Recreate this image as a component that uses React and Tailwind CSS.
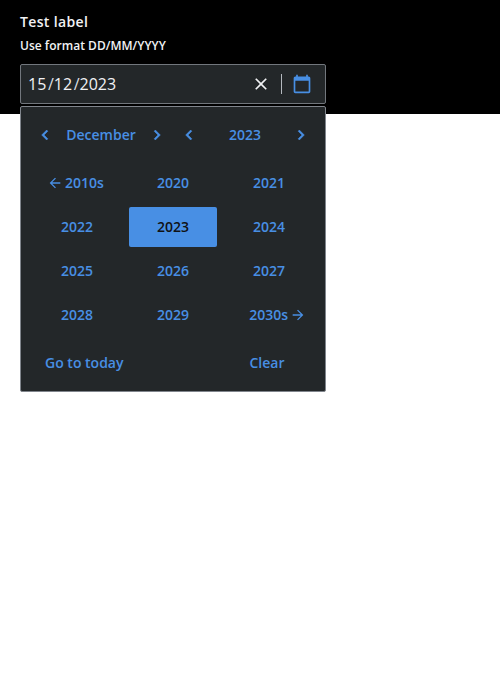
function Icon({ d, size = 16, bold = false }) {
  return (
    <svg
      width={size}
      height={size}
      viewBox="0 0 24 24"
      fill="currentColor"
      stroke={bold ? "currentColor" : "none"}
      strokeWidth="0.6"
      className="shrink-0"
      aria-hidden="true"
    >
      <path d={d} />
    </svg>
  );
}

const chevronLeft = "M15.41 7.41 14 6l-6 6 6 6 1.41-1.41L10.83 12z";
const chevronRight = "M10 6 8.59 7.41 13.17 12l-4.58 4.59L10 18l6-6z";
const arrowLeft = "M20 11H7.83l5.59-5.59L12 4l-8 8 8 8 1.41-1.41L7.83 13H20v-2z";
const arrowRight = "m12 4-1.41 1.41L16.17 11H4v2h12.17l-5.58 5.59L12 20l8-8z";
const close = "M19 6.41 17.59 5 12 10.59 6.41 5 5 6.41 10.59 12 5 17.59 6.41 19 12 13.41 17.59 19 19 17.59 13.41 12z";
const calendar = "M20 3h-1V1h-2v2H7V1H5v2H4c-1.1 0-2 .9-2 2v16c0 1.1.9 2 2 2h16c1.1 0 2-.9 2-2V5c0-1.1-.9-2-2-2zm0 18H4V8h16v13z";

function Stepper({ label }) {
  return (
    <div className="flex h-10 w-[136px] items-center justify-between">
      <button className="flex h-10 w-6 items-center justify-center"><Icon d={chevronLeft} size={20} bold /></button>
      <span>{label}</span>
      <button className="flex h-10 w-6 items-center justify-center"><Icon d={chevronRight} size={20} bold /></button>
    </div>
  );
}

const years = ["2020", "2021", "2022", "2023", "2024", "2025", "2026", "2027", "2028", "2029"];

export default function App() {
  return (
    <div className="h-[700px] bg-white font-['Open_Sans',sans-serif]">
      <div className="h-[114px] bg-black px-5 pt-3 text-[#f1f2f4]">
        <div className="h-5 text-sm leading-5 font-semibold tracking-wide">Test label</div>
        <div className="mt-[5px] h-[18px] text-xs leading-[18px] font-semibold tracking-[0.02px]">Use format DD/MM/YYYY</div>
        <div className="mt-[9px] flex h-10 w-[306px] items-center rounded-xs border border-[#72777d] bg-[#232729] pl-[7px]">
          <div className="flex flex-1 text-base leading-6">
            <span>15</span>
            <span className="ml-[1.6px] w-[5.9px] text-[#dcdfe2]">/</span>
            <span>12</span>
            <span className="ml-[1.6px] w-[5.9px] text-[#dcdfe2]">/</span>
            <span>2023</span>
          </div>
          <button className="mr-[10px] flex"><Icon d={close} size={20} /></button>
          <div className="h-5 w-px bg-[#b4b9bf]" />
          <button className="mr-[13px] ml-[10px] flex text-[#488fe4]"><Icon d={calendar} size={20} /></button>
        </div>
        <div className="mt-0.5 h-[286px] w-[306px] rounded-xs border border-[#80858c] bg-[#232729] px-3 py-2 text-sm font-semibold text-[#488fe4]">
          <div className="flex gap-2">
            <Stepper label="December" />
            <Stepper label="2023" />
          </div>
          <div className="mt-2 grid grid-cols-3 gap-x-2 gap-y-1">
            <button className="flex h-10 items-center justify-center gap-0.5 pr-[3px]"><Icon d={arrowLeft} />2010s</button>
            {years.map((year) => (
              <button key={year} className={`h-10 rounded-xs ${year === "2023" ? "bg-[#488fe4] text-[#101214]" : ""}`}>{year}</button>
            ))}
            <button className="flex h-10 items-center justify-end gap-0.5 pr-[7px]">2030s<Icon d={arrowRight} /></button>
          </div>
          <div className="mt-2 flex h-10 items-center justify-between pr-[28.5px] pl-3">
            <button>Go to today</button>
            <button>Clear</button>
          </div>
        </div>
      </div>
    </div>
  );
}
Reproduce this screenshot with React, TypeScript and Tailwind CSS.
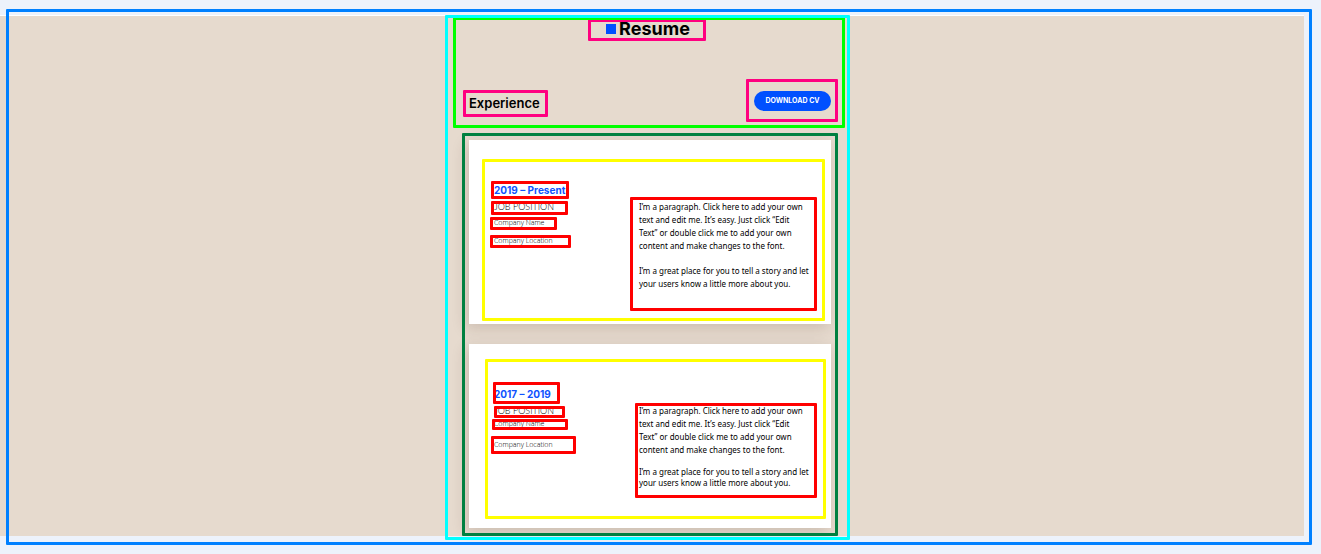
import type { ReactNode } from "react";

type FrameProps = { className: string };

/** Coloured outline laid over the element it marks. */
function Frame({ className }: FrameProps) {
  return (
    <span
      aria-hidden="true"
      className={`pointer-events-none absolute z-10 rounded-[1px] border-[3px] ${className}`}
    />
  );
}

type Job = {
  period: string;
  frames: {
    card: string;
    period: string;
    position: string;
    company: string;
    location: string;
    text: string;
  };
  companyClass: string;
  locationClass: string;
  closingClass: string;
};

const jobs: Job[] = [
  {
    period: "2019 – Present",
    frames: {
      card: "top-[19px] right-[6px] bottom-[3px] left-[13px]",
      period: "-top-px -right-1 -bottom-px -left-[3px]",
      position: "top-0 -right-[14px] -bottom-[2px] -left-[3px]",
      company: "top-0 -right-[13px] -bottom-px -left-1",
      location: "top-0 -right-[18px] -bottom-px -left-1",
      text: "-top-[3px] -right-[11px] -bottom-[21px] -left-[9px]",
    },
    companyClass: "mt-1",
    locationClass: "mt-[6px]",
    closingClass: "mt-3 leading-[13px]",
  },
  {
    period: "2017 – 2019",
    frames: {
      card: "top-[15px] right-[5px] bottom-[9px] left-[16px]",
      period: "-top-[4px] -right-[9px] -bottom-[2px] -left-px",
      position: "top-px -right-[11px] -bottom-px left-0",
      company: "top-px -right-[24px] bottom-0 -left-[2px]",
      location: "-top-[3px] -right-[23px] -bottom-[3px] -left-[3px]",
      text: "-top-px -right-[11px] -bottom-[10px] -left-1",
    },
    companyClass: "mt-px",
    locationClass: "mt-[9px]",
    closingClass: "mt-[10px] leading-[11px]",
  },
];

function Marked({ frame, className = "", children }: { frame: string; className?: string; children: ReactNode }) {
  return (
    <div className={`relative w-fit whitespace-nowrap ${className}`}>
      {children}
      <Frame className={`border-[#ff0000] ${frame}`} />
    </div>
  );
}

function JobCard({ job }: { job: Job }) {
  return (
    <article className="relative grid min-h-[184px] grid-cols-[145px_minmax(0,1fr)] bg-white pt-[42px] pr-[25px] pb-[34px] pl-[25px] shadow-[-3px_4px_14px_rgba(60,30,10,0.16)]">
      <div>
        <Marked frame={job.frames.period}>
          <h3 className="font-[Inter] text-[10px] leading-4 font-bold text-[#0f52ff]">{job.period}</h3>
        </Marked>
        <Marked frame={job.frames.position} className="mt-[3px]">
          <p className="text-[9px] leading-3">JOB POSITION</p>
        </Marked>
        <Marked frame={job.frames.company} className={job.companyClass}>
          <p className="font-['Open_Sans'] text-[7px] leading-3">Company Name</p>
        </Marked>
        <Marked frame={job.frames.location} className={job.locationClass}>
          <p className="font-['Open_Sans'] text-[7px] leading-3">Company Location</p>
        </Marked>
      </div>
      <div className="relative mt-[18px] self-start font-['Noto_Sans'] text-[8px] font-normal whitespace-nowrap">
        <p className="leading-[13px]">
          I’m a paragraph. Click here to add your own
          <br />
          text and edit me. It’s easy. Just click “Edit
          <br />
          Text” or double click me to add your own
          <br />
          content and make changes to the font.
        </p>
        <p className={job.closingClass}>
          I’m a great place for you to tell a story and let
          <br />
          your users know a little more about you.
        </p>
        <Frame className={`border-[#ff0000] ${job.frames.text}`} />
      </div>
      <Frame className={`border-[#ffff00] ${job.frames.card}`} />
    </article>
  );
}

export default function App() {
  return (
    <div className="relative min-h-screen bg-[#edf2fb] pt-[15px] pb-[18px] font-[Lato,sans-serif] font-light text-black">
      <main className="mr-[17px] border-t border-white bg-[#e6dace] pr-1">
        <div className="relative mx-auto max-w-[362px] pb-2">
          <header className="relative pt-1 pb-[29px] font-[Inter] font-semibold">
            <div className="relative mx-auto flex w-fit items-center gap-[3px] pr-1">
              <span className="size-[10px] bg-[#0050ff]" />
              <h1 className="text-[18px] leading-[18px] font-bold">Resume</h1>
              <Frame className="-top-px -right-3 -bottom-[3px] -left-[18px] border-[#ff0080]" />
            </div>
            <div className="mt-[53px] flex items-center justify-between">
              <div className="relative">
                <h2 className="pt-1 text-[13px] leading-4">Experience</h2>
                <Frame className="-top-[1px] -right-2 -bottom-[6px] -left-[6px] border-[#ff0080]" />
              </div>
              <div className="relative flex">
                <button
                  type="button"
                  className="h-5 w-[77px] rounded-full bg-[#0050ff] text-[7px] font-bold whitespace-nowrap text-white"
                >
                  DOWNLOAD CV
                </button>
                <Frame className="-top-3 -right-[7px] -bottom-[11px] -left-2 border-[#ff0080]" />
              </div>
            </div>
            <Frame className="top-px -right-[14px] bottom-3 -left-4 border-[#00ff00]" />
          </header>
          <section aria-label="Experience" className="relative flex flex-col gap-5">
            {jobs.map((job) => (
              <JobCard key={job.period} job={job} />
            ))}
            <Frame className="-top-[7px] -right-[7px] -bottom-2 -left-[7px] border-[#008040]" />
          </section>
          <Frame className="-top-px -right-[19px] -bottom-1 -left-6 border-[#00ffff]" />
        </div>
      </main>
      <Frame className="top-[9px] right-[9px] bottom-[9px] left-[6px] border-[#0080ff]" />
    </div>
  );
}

GIVEN REQUEST >> Copy out each line of the listing that holds "this".

ANSWER TO THE TASK >>
Recreate this image as a component that uses React and Tailwind CSS.
Reproduce this screenshot with React, TypeScript and Tailwind CSS.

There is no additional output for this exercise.